Un débat à ne pas ignorer
Certains pourraient plaider que les délits concernés par ce type de peines alternatives sont limités, du fait qu’ils concernent, d’une part, les crimes passibles de moins de deux ans d’emprisonnement et, d’autre part, parce qu’ils n’incluent pas certains crimes expressément écartés par le législateur (détournement de fonds, corruption, trahison, abus de pouvoir, trafic international des drogues et psychotropes, trafic d’organes, abus sexuel sur mineur...). Certes, mais tant qu’il y aura moyen de se soustraire à une peine, le pouvoir coercitif s’en trouvera dévitalisé, la sanction perdra de sa vigueur et le code pénal sera vidé de sa substance, surtout que le législateur, ne minimisant aucun crime, a prévu des sanctions lourdes ou allégées selon les cas. L’acte dissuasif étant délibérément établi dans toutes les sanctions sans exclusion aucune, il n’y a aucune raison de le dévitaliser en optant en lieu et place pour des peines alternatives dont seuls les nantis peuvent ont les moyens. Sans oublier que certains seraient ainsi portés non seulement à commettre un délit ou un crime, mais ne pas rechigner à récidiver, tant qu’il lui suffirait de s’acquitter d’une amende pour échapper à la prison, ou à utiliser la menace d’un délit dont il connait les limites de ses conséquences judiciaires, pour exercer des pressions sur ses victimes.

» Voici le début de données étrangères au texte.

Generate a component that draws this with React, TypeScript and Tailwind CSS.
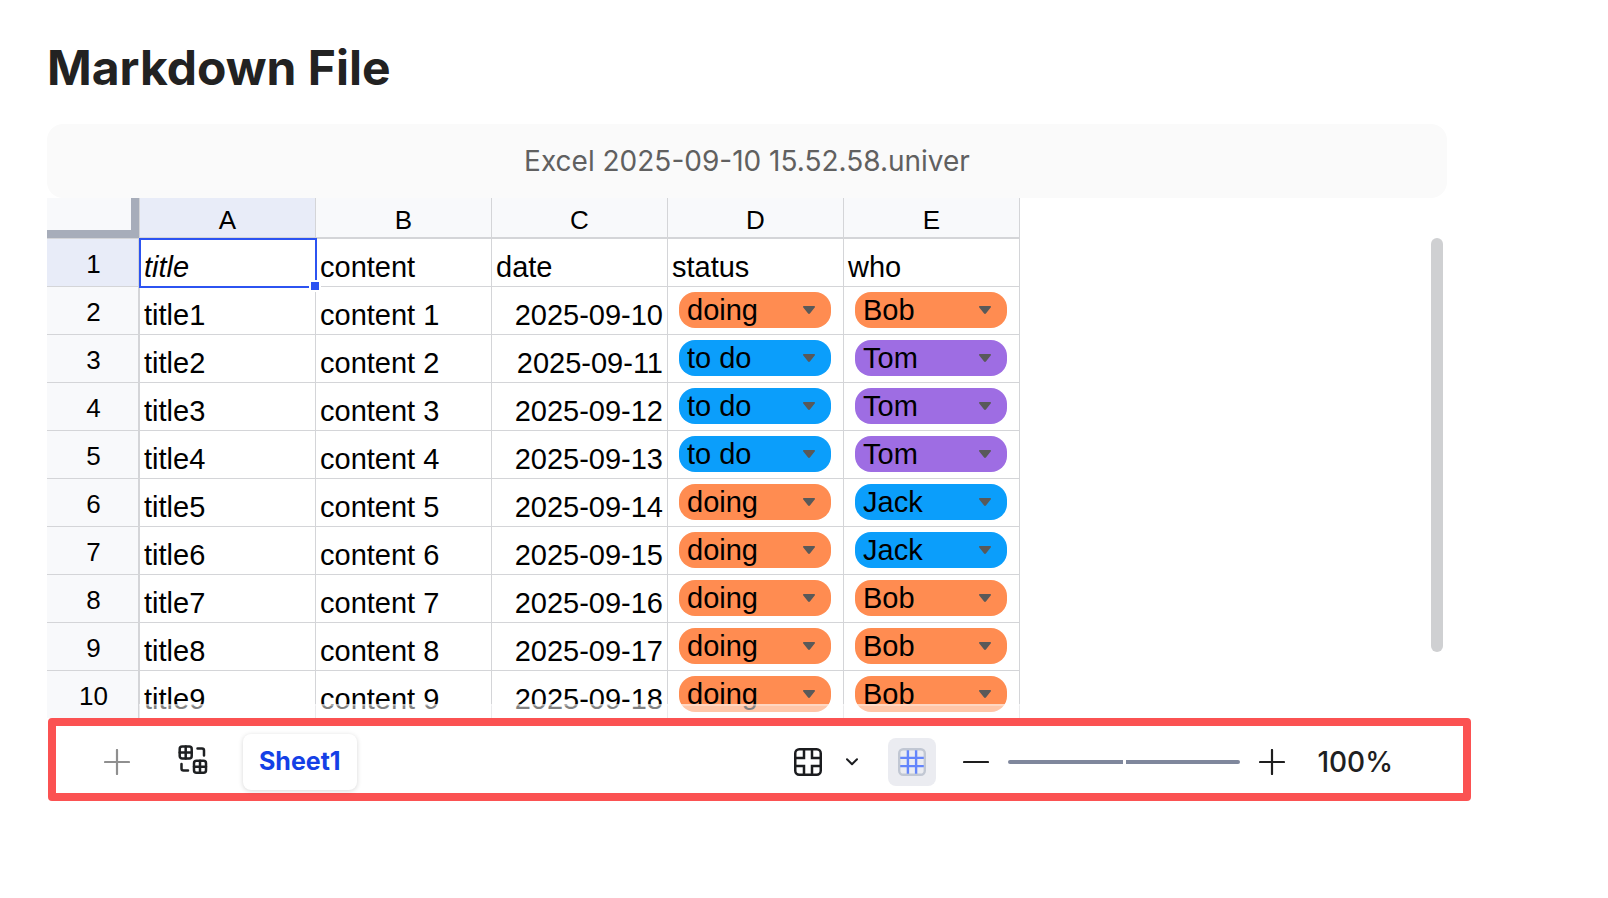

Ces observations étant faites, il n’en demeure pas moins important d’inclure dans le système pénal des peines alternatives, mais à condition de réfléchir au sujet en profondeur et dans la sérénité, de prendre en considération le contexte socioculturel et la particularité du phénomène criminel et de sa sociologie et d’évaluer les conséquences des peines privatives de liberté selon les cas d’espèce. Il y a là un débat à ne pas éviter, et des avis à ne pas ignorer.
La réflexion sur le sujet devrait être encadrée par des garde-fous juridiques qui tiennent compte des principes de l’universalité de la règle de droit, la légalité et l’égalité de tous devant la loi, en conférant au législateur le droit de maintenir les principes de dissuasion et de réhabilitation au cœur du texte pénal.